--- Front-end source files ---
+ + +

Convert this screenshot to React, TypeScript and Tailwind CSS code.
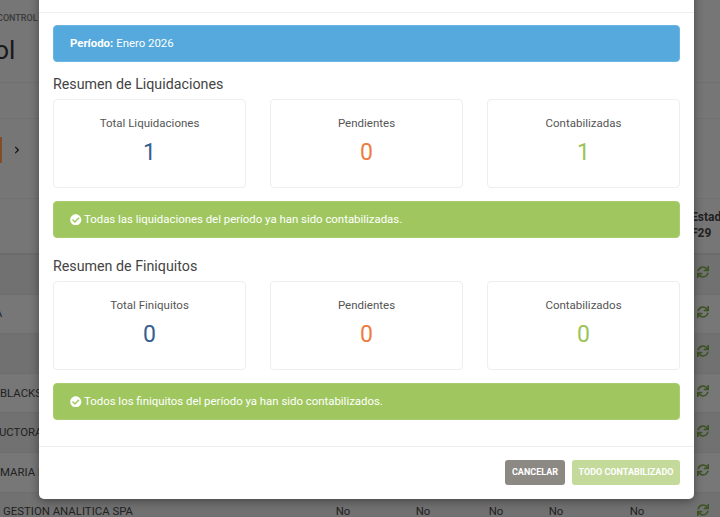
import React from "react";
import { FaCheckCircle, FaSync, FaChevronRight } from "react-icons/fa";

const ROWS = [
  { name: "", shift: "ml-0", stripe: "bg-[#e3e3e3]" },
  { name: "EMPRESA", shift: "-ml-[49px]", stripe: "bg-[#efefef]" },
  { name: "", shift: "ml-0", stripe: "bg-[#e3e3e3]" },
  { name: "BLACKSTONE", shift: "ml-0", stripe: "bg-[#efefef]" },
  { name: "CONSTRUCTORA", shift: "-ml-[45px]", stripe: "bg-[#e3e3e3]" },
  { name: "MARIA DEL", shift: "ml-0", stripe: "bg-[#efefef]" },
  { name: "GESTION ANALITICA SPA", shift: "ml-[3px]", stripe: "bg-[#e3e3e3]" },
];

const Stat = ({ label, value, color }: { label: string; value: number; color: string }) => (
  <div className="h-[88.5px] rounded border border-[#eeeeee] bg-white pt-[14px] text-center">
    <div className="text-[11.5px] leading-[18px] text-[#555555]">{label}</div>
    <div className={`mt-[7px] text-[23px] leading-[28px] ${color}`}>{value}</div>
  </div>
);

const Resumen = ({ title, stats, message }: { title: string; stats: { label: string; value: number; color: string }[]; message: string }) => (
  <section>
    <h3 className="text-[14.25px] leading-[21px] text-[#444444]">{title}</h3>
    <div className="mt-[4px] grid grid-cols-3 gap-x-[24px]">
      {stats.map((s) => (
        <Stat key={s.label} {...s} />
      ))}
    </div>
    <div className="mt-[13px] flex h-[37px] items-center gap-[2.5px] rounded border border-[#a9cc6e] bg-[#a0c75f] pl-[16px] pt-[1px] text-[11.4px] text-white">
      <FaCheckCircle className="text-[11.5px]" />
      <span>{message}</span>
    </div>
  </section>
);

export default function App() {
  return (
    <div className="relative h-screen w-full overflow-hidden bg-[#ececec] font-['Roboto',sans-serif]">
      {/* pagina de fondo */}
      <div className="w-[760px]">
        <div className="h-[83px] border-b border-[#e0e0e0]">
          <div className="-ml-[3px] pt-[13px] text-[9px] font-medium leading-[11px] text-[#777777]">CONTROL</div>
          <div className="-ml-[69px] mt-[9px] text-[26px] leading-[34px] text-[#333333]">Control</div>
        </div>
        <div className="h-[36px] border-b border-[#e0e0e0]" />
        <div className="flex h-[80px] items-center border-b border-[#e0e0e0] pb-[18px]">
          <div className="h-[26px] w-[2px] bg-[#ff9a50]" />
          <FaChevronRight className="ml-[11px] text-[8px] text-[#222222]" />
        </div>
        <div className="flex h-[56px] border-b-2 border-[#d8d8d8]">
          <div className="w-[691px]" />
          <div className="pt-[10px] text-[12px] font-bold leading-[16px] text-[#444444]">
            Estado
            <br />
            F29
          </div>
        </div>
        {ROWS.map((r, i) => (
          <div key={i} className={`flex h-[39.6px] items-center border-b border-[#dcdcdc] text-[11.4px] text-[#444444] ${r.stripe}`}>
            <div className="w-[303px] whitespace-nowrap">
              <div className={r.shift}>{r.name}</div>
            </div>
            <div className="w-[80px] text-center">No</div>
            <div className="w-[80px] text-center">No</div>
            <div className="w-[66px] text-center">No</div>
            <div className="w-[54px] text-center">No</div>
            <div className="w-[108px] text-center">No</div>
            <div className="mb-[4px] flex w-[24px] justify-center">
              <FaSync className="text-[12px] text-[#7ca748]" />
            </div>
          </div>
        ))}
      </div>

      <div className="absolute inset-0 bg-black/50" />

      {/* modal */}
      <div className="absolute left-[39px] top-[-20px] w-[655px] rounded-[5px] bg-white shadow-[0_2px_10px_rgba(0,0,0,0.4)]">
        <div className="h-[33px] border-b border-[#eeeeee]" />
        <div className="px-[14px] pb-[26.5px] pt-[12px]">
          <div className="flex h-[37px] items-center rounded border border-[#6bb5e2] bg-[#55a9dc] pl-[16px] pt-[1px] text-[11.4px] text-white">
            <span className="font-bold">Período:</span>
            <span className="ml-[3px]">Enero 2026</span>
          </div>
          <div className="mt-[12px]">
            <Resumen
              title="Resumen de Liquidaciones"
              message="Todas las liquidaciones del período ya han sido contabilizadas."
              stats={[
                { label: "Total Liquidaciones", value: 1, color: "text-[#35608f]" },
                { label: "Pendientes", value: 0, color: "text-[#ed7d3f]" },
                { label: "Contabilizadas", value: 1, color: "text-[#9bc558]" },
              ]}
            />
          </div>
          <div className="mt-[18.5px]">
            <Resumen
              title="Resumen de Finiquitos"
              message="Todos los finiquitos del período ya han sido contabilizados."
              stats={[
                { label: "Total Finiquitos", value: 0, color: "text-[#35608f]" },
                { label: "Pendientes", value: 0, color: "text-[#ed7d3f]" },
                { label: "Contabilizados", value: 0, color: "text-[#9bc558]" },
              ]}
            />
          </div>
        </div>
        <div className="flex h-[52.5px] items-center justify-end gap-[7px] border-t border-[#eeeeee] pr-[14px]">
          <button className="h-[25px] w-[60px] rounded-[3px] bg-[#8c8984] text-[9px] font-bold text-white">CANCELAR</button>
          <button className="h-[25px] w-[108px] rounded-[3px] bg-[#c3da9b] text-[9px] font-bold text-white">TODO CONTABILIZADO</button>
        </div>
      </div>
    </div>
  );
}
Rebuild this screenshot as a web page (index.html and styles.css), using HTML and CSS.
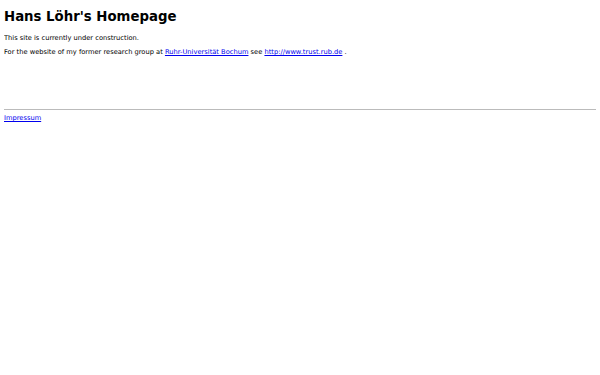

+ + +

--- SET TASK ---
Return each line that includes "this".

--- REPLY ---
Convert this screenshot to React, TypeScript and Tailwind CSS code.
Rebuild this screenshot as a web page (index.html and styles.css), using HTML and CSS.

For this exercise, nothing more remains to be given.